Miami will look to force Smith into the same mistakes that led to their near shutout of New York in Week 13. To do so, the Dolphins will need to dial up an intense pass rush. The Jets are tied for second in the league after conceding 47 sacks through 15 games and the Dolphins rank ninth with 42 sacks defensively. Cameron Wake, Olivier Vernon and company will need to rebound after collectively producing a mere one sack (on a cornerback blitz), two quarterback hits and two hurries versus the Bills.
The Dolphins will also need to account for wide receiver Santonio Holmes, who only played two snaps during the first matchup due to an injury. Holmes has just 415 yards on the season, but he's sat out five games. Miami's Brent Grimes, who still hasn't allowed a touchdown in coverage this season and ranks as Pro Football Focus' fourth most efficient cornerback, will likely take on the task of limiting Holmes' impact.
If the Dolphins can pressure Smith and force him into rookie mistakes, they'll have a decisive edge in this matchup.
Dolphins' Rushing Attack vs. Jets' Run Defense
At the time of the first meeting the Jets owned the league's top run defense and were allowing a mere 2.9 yards per carry. Somehow the same Dolphins' running game that produced a franchise-low two yards on the ground in Week 10, was able to generate 125 rushing yards on the Jets' stout front seven.
Offensive coordinator Mike Sherman stayed committed to a balanced attack and wasn't deterred by two and three-yard gains. As a result, the Dolphins were able to move the ball up and down the field all day. The Jets rank third against the run entering the final week of the season, but are still more than capable of bottling up the Dolphins' backs and making their offense one dimensional.
Daniel Thomas and Lamar Miller only combined for 14 yards on 12 carries in Buffalo, so more production will certainly be in order if the Miami offense hopes to get back on track after getting shutout for the first time of the year.
Containing Sheldon Richardson and Muhammad Wilkerson, who rank fifth and sixth respectively among Pro Football Focus' 3-4 defensive end rankings, and Damon Harrison, who is the site's fourth ranked defensive tackle, will be a tall task for the Dolphins' makeshift offensive line.
Edge: New York
Dolphins' Run Defense vs. Jets' Rushing Attack
The Dolphins' leaky run defense was torched for over 200 yards for the first time in 2013 on Sunday in Buffalo. While Miami owns a talented defensive tackle rotation, its defensive ends have done a sub-par job of setting the edge and its linebackers have been some of the league's worst at shedding blocks and filling running lanes.

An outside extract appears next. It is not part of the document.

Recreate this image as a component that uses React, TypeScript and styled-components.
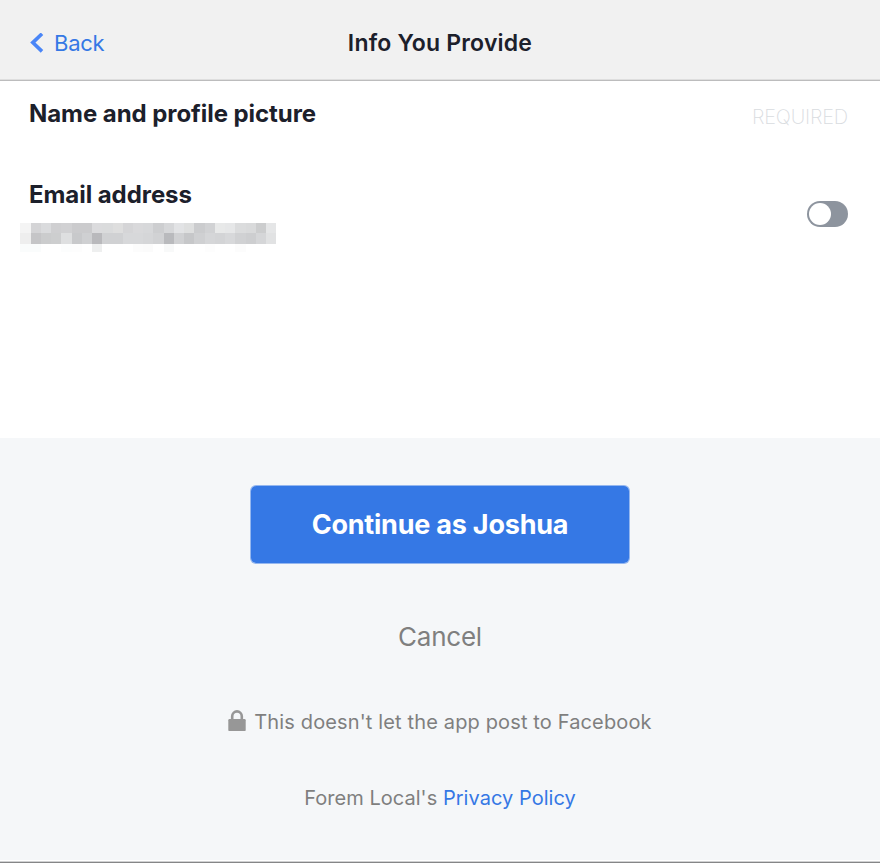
import React from 'react';
import styled, { createGlobalStyle } from 'styled-components';

const GlobalStyle = createGlobalStyle`
  * { box-sizing: border-box; }
  body { margin: 0; background: #f5f7f9; font-family: Inter, "Liberation Sans", sans-serif; }
`;

const Page = styled.div`
  height: 863px;
  display: flex;
  flex-direction: column;
  overflow: hidden;
  background: #f5f7f9;
`;

const Header = styled.header`
  height: 81px;
  flex: none;
  display: grid;
  grid-template-columns: 1fr auto 1fr;
  align-items: center;
  padding: 5px 30px 0;
  background: #f1f1f1;
  border-bottom: 1px solid #bcbcbd;
  box-shadow: inset 0 -1px #dedede;
`;

const BackLink = styled.a`
  display: flex;
  align-items: center;
  gap: 10px;
  color: #3578e5;
  font-size: 22px;
  line-height: 28px;
  letter-spacing: -0.25px;
`;

const Title = styled.h1`
  margin: 0;
  color: #1c202b;
  font-size: 23px;
  line-height: 28px;
  font-weight: 600;
  letter-spacing: 0.2px;
`;

const Permissions = styled.main`
  height: 357px;
  flex: none;
  padding: 17px 32px 0 29px;
  background: #fff;
`;

const Row = styled.section<{ $height: number }>`
  display: flex;
  justify-content: space-between;
  height: ${(p) => p.$height}px;
`;

const Label = styled.h2`
  margin: 0;
  color: #1c202b;
  font-size: 24px;
  line-height: 32px;
  font-weight: 700;
  letter-spacing: -0.06px;
`;

const Required = styled.span`
  padding-top: 5px;
  color: #d9dcdf;
  font-size: 20px;
  line-height: 28px;
  font-weight: 200;
  letter-spacing: -0.2px;
`;

const Redacted = styled.div`
  display: grid;
  grid-template-columns: repeat(25, 10.24px);
  grid-template-rows: 10px 10.5px 8px;
  margin: 12px 0 0 -8.6px;
`;

const Cell = styled.span<{ $tone: string }>`
  background: #${(p) => p.$tone};
`;

const Toggle = styled.button`
  width: 41px;
  height: 26px;
  margin: 22px 0 0;
  padding: 2px;
  border: 0;
  border-radius: 13px;
  background: #8d949e;
`;

const Knob = styled.span`
  display: block;
  width: 22px;
  height: 22px;
  border-radius: 50%;
  background: #fff;
`;

const Footer = styled.footer`
  flex: 1;
  display: flex;
  flex-direction: column;
  align-items: center;
  padding-top: 47px;
  border-bottom: 1px solid #858687;
  box-shadow: inset 0 -1px #d0d1d2, inset 0 -2px #fff;
`;

const Continue = styled.button`
  width: 380px;
  height: 79px;
  padding: 0;
  border: 1px solid rgba(53, 120, 229, 0.5);
  border-radius: 6px;
  background: #3578e5;
  background-clip: padding-box;
  color: #fff;
  font: 700 27px/77px Inter, sans-serif;
  letter-spacing: -0.22px;
`;

const Cancel = styled.button`
  margin: 54px 0 0;
  padding: 0;
  border: 0;
  background: none;
  color: #7f7f7f;
  font: 400 26px/38px Inter, sans-serif;
  letter-spacing: -0.25px;
`;

const Note = styled.p<{ $top: number; $spacing: number }>`
  display: flex;
  align-items: center;
  white-space: pre;
  margin: ${(p) => p.$top}px 0 0;
  color: #7f7f7f;
  font-size: 20px;
  line-height: 28px;
  letter-spacing: ${(p) => p.$spacing}px;
`;

const LockIcon = styled.svg`
  margin: -2px 8px 0 0;
`;

const PolicyLink = styled.a`
  color: #3578e5;
`;

const mosaic = [
  'f4f4f4 d4d4d6 dadbdd cfcfd1 d1d1d3 cbcbcd cbcbcd dbdbdd dadbdc dedede d5d5d7 d9d9db d7d8da cdced0 d6d7d9 e2e3e5 dedfdf cbccce d1d2d4 e8e9e9 e6e7e8 dbdcdd d9dadb cccdce e5e6e7',
  'eeeeee c5c5c7 cbcccd cdcecf dedfe0 c8c9cb cfd0d2 b9b9bc d0d1d3 d0d1d3 d7d8da d7d8da d5d6d8 d1d2d4 b9babd d0d1d3 c6c7c9 cfd0d2 d5d6d8 d3d4d6 d7d8da d0d1d3 cdced0 d5d6d8 e1e2e3',
  'fafcfc fafcfc ffffff ffffff fcfdfd fdfdfd ffffff eeefef ffffff ffffff ffffff fcfcfc fbfbfb ffffff f8f9f9 ffffff ffffff ffffff fdfdfd ffffff ffffff fcfcfc ffffff ffffff ffffff',
].flatMap((line) => line.split(' '));

export default function App() {
  return (
    <Page>
      <GlobalStyle />
      <Header>
        <BackLink>
          <svg width="14" height="20" viewBox="0 0 14 20">
            <path d="M12 0.8 L2.8 9.6 L12 18.4" fill="none" stroke="#4a86f7" strokeWidth="3.6" />
          </svg>
          Back
        </BackLink>
        <Title>Info You Provide</Title>
      </Header>
      <Permissions>
        <Row $height={81}>
          <Label>Name and profile picture</Label>
          <Required>REQUIRED</Required>
        </Row>
        <Row $height={90}>
          <div>
            <Label>Email address</Label>
            <Redacted>
              {mosaic.map((tone, i) => (
                <Cell key={i} $tone={tone} />
              ))}
            </Redacted>
          </div>
          <Toggle role="switch" aria-checked={false} aria-label="Email address">
            <Knob />
          </Toggle>
        </Row>
      </Permissions>
      <Footer>
        <Continue>Continue as Joshua</Continue>
        <Cancel>Cancel</Cancel>
        <Note $top={52} $spacing={0.14}>
          <LockIcon width="18" height="22" viewBox="0 0 18 22">
            <path d="M4.2 10V6.2a4.8 4.8 0 0 1 9.6 0V10" fill="none" stroke="#979797" strokeWidth="2.6" />
            <rect x="0.3" y="9" width="17.4" height="12.1" rx="1.2" fill="#979797" />
          </LockIcon>
          This doesn't let the app post to Facebook
        </Note>
        <Note $top={48} $spacing={0.04}>
          Forem Local's <PolicyLink>Privacy Policy</PolicyLink>
        </Note>
      </Footer>
    </Page>
  );
}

Philip Wheeler is now Pro Football Focus' lowest graded 4-3 outside linebacker and Dannell Ellerbe ranks 53rd of 55 inside linebackers by the site. Both have been a huge deterrent to Miami's ability to stop the run. Only seven other teams are giving up more rushing yards per game than the Dolphins.
The Jets, meanwhile, have the league's sixth ranked rushing attack with an average of 133.6 yards per game. Back in Week 13, however, running backs Chris Ivory and Bilal Powell combined for just 95 yards. Ivory enters this game with a great deal of momentum, though. He's produced 251 yards on 5.1 yards per carry over his past three games.
Given Geno Smith's struggles at quarterback, expect the Dolphins to key on the run by adding an extra defender to the box on many early downs. Still, it would be a surpise if the Jets' didn't surpass the century mark in rushing yards this time around.
Edge: New York
Dolphins' Passing Attack vs. Jets' Pass Defense
Ryan Tannehill had the lowest passing yards total of his career, excluding a game versus the Jets in 2012 when left with an injury after only five attempts, on Sunday versus the Bills. He completed 10 of 27 passes for 82 yards, giving him his lowest quarterback rating of the season.
But it's hard to blame Tannehill exclusively when he was harassed from start to finish by a relentless pass rush. Buffalo was seemingly all over Miami's snap count and dialed up blitzes from its linebackers, cornerbacks and safeties. The seven sacks Tannehill absorbed were the most he's taken all year. On 34 drop backs, he was also hit three times and pressured 15, meaning he wasn't sacked, hit or pressured on only nine drop backs.
While the Jets are capable of bringing interior heat like the Bills, they don't measure up to their pass rushing presence on the edge. That should give Tannehill more time to throw than he had on Sunday, which should allow him to pick on a suspect group of cornerbacks like he did in Week 13.
Antonio Cromartie and Dee Milliner, who both grade in the bottom 21 of Pro Football Focus' cornerback rankings, had days to forget against the Dolphins in the first meeting. Cromartie allowed 59 yards and a touchdown in coverage while Milliner gave up 82 yards and a touchdown. Receivers Mike Wallace and Brian Hartline each victimized the two early and often.
This is an opportunistic matchup for the Dolphins, but their success will hinge on the offensive line's ability to protect Tannehill.
The Dolphins and Jets both rank near the bottom of Pro Football Focus' special-teams accumulative efficiency rankings. However, Miami's Brandon Fields ranks second in the entire league in yards per punt and New York's Nick Folk has split the uprights on 93.9 percent of his field-goal tries. Both specialists do their part to help each team's mediocre unit, but it would be a surprise if the Dolphins and Jets play a mistake-free game on special-teams.